Depois, a palavra lida. Assim que aprendi a ler, aprendi também a amar os livros, porque eles me permitiam viajar para bem longe, que era quase sempre onde eu queria estar. Foi o que aconteceu certa vez, num dia aborrecido, em que eu estava sozinha, sem ter o que fazer, na casa de uns tios. Andejando pela casa, entrei no gabinete de trabalho do meu tio, lugar onde em geral as crianças não podiam brincar. Entrei e observei as paredes forradas de alto a baixo de volumes encadernados.
Nunca tinha olhado direito para aqueles livros. Já gostava de ler, mas por algum motivo, provavelmente a austeridade do meu tio, achava que naquela biblioteca só havia livros técnicos, de Direito ou contabilidade. Só agora, premida pela desolação, observava pela primeira vez com mais cuidado as lombadas coloridas.
Cheguei mais perto. E, quase ao acaso, tirei de uma prateleira alta (tive de ficar na pontinha dos pés), O primo Basílio. Sentei numa poltrona e comecei a folheá-lo. Fui fisgada nas primeiras linhas. Num instante, ali estava, diante de mim como se de carne e osso, aquela mulher: Luísa. Era como se eu a visse. E, por alguma razão desconhecida (uma semelhança no nome, talvez?) senti-me instantaneamente próxima dela. Dera-se a mágica. Eu fora transportada.
Não entendia metade daquelas palavras difíceis, de sabor antigo, mas de alguma forma estava lá, sentada naquela sala de um Portugal onírico, olhando as cenas que se desenrolavam, sentindo até seus cheiros. Que importância tinha não saber o que era esteirada, quebreira, bambinelas, cretone, chávenas? Nenhuma. Eça estendera sua mão impalpável e me levara para o mundo de Luísa – graças à palavra.
E, por fim, a palavra escrita. Já trabalhava há anos com a palavra dos outros quando a minha palavra se apresentou e pediu para ser escrita. Aconteceu de repente, sem aviso. Histórias e mais histórias ganharam substância dentro de mim e começaram a forçar para sair. A princípio resisti, pois não tinha a pretensão de escrever ficção, muito menos de ser escritora profissional. Mas as palavras continuaram crescendo, crescendo. E um dia eu deixei que saíssem.
Daí em diante, as mãos seguiram quase que sozinhas. Como se elas, as mãos, subjugando os sonhos e prendendo-os no papel através da âncora das palavras, fossem me defender da loucura e da morte (que era o que eu temia).
Assim, escrever foi para mim, a princípio, um surto e um susto. Mas eu não pude mais parar. Escrever, ler, contar. A palavra como pedra fundamental, como porto e referência.

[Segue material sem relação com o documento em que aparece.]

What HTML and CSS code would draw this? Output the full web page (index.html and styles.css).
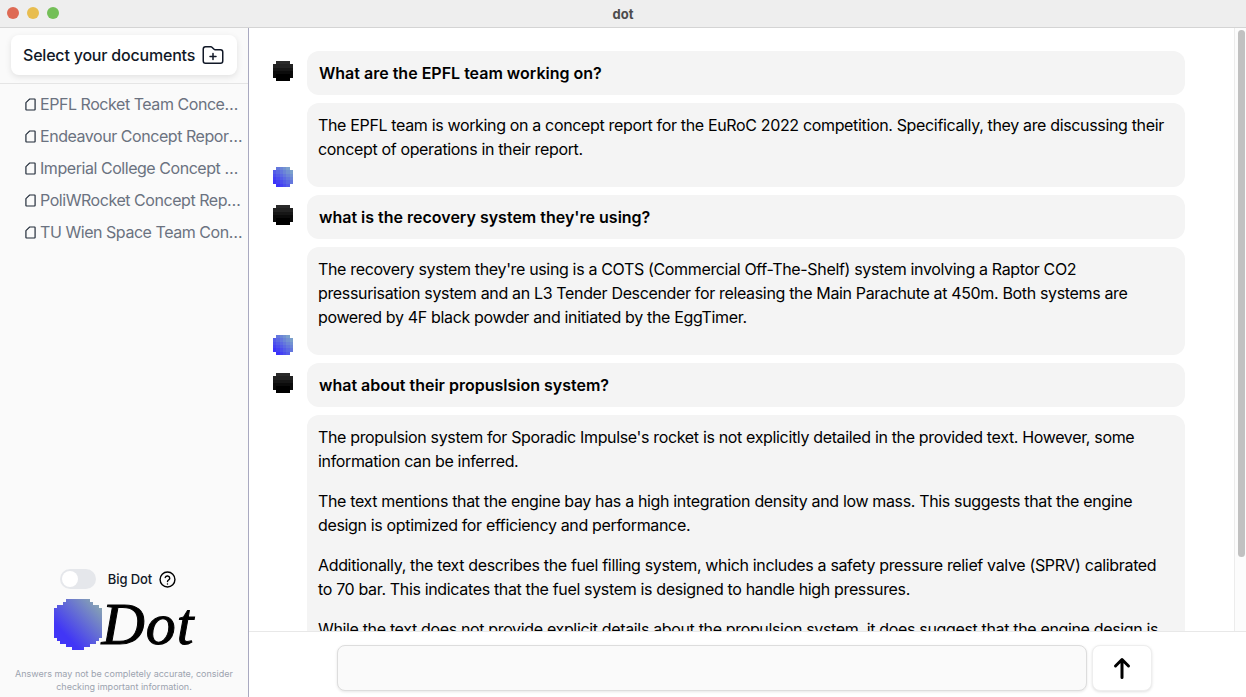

Há um artigo de Marcio Moreira Alves em que ele diz que os maiores antiquários de livros nos Estados Unidos e na Europa pertencem a judeus. E isso porque o povo judeu tem uma relação fortíssima com a palavra impressa. “São o povo do livro. Foi o Pentateuco, a lei escrita por Deus e revelada por Moisés, que manteve os judeus unidos através dos séculos. Quando um livro com passagens das escrituras cai no chão, o judeu o levanta e beija”, diz Marcio. E lembra: o saber é algo que qualquer homem pode levar consigo quando perseguido.
Isso faz pensar em Ray Bradbury e seu Fahrenheit 451: nessa história, com os livros proibidos e queimados pelo regime tirânico que tomou conta do planeta, as pessoas decoram aqueles que conseguem salvar e os guardam dentro de si. Transformam-se, elas próprias, em livros. Não posso imaginar melhor representação da palavra como algo materializado, palpável, vivo – e eterno.